Sending build context to Docker daemon  188.9MB

Step 1/33 : FROM sebp/elk:530

530: Pulling from sebp/elk

.......

 

6.     Creating the Docker Container

Once the Docker image has been created we can create the container from it by executing the following command:

 

# docker create -it -p 5601:5601 --name alfresco-elk alfresco-elk:latest

 

7.     Starting the Docker Container

Once the Docker container has been created it can be started with the following command:

 

# docker start alfresco-elk

 

Verify the ELK stack is running by accessing Kibana on http://localhost:5601 on the host machine.

At this point Elasticsearch and Kibana do not have any data…so we need to get Alfresco’s logstash agent up and running to feed some data to Elasticsearch.

 

8.     Starting logstash-agent

The logstash agent consists of logstash and some other scripts to capture entries from Alfresco log files, JVM stats using jstatbeat (https://github.com/cero-t/jstatbeat), entries from Alfresco audit tables, DB slow queries, etc.

 

Copy the logstash-agent folder to a directory on all the servers running Alfresco or Solr applications.

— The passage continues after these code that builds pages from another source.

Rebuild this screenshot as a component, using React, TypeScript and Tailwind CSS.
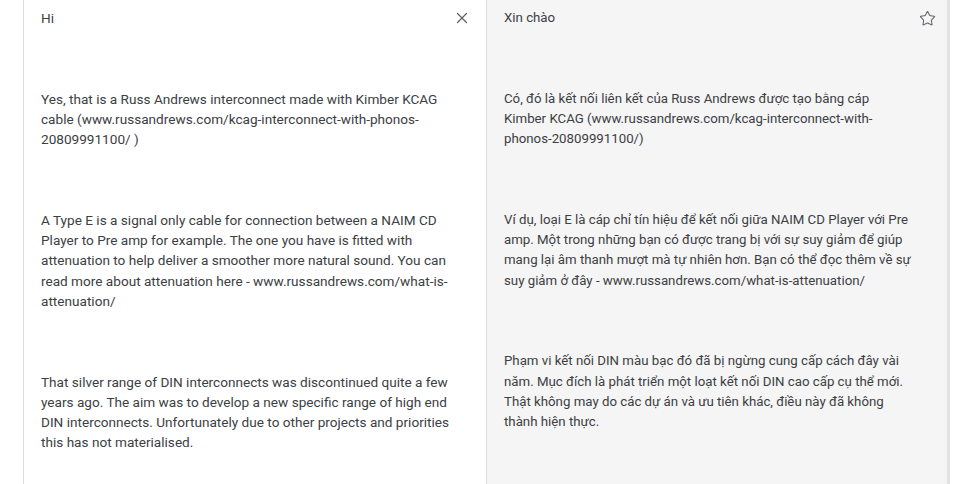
import { X, Star } from 'lucide-react';

const source: string[][] = [
  ['Hi'],
  [
    'Yes, that is a Russ Andrews interconnect made with Kimber KCAG',
    'cable (www.russandrews.com/kcag-interconnect-with-phonos-',
    '20809991100/ )',
  ],
  [
    'A Type E is a signal only cable for connection between a NAIM CD',
    'Player to Pre amp for example. The one you have is fitted with',
    'attenuation to help deliver a smoother more natural sound. You can',
    'read more about attenuation here - www.russandrews.com/what-is-',
    'attenuation/',
  ],
  [
    'That silver range of DIN interconnects was discontinued quite a few',
    'years ago. The aim was to develop a new specific range of high end',
    'DIN interconnects. Unfortunately due to other projects and priorities',
    'this has not materialised.',
  ],
];

const translated: string[][] = [
  ['Xin chào'],
  [
    'Có, đó là kết nối liên kết của Russ Andrews được tạo bằng cáp',
    'Kimber KCAG (www.russandrews.com/kcag-interconnect-with-',
    'phonos-20809991100/)',
  ],
  [
    'Ví dụ, loại E là cáp chỉ tín hiệu để kết nối giữa NAIM CD Player với Pre',
    'amp. Một trong những bạn có được trang bị với sự suy giảm để giúp',
    'mang lại âm thanh mượt mà tự nhiên hơn. Bạn có thể đọc thêm về sự',
    'suy giảm ở đây - www.russandrews.com/what-is-attenuation/',
  ],
  [
    'Phạm vi kết nối DIN màu bạc đó đã bị ngừng cung cấp cách đây vài',
    'năm. Mục đích là phát triển một loạt kết nối DIN cao cấp cụ thể mới.',
    'Thật không may do các dự án và ưu tiên khác, điều này đã không',
    'thành hiện thực.',
  ],
];

function TextBlock({ paragraphs }: { paragraphs: string[][] }) {
  return (
    <div className="flex flex-col gap-[60.6px]">
      {paragraphs.map((lines, i) => (
        <p key={i}>
          {lines.map((line, j) => (
            <span key={j} className="block whitespace-nowrap">
              {line}
            </span>
          ))}
        </p>
      ))}
    </div>
  );
}

export default function App() {
  return (
    <main
      className="flex h-[484px] w-[960px] overflow-hidden bg-white leading-[20.2px] text-[#3c4043]"
      style={{ fontFamily: 'Roboto, "Noto Sans", Arial, sans-serif' }}
    >
      <div className="w-[23px] shrink-0" />

      {/* source pane */}
      <section className="relative w-[464px] shrink-0 border-x border-[#dadce0] bg-white pl-[17px] pt-[8px] text-[13.6px]">
        <TextBlock paragraphs={source} />
        <button className="absolute right-[15px] top-[9px] text-[#5f6368]">
          <X size={18} strokeWidth={1.6} />
        </button>
      </section>

      {/* translation pane */}
      <section className="relative w-[463px] shrink-0 border-r-[3px] border-[#e3e3e3] bg-[#f5f5f5] pl-[17px] pt-[8px] text-[13.25px]">
        <TextBlock paragraphs={translated} />
        <button className="absolute right-[11px] top-[10px] text-[#5f6368]">
          <Star size={17} strokeWidth={1.5} />
        </button>
      </section>
    </main>
  );
}
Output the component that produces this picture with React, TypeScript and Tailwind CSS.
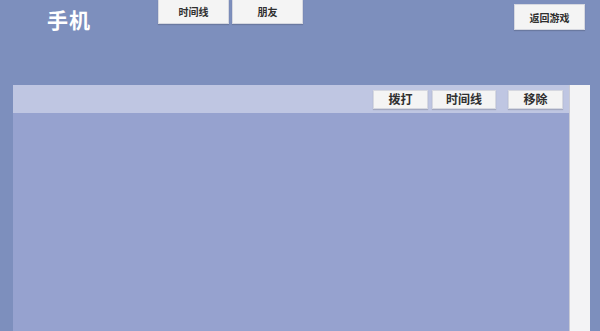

Assuming you have copied logstash-agent folder to /opt/logstash-agent, edit the file /opt/alfresco-agent/run_logstash.sh and set the following properties according to your own settings

 

export tomcatLogs=/opt/alfresco/tomcat/logs

export logstashAgentDir=/opt/logstash-agent

export logstashAgentLogs=${logstashAgentDir}/logs

export alfrescoELKServer=172.17.0.2


 9.    Configuring Alfresco to generate data for monitoring

Alfresco needs some additional configuration to produce data to be sent to the monitoring Docker container.

 

9.1   Alfresco Logs

Alfresco logs i.e. alfresco.log, share.log, solr.log or the equivalent catalina.out can be parsed to provide information such as number of errors or exceptions over a period of time. We can also search these logs for specific data.

 

The first thing is to make sure the logs are displaying the full date time format at the beginning of each line. This is important so we can display the entries in the correct order.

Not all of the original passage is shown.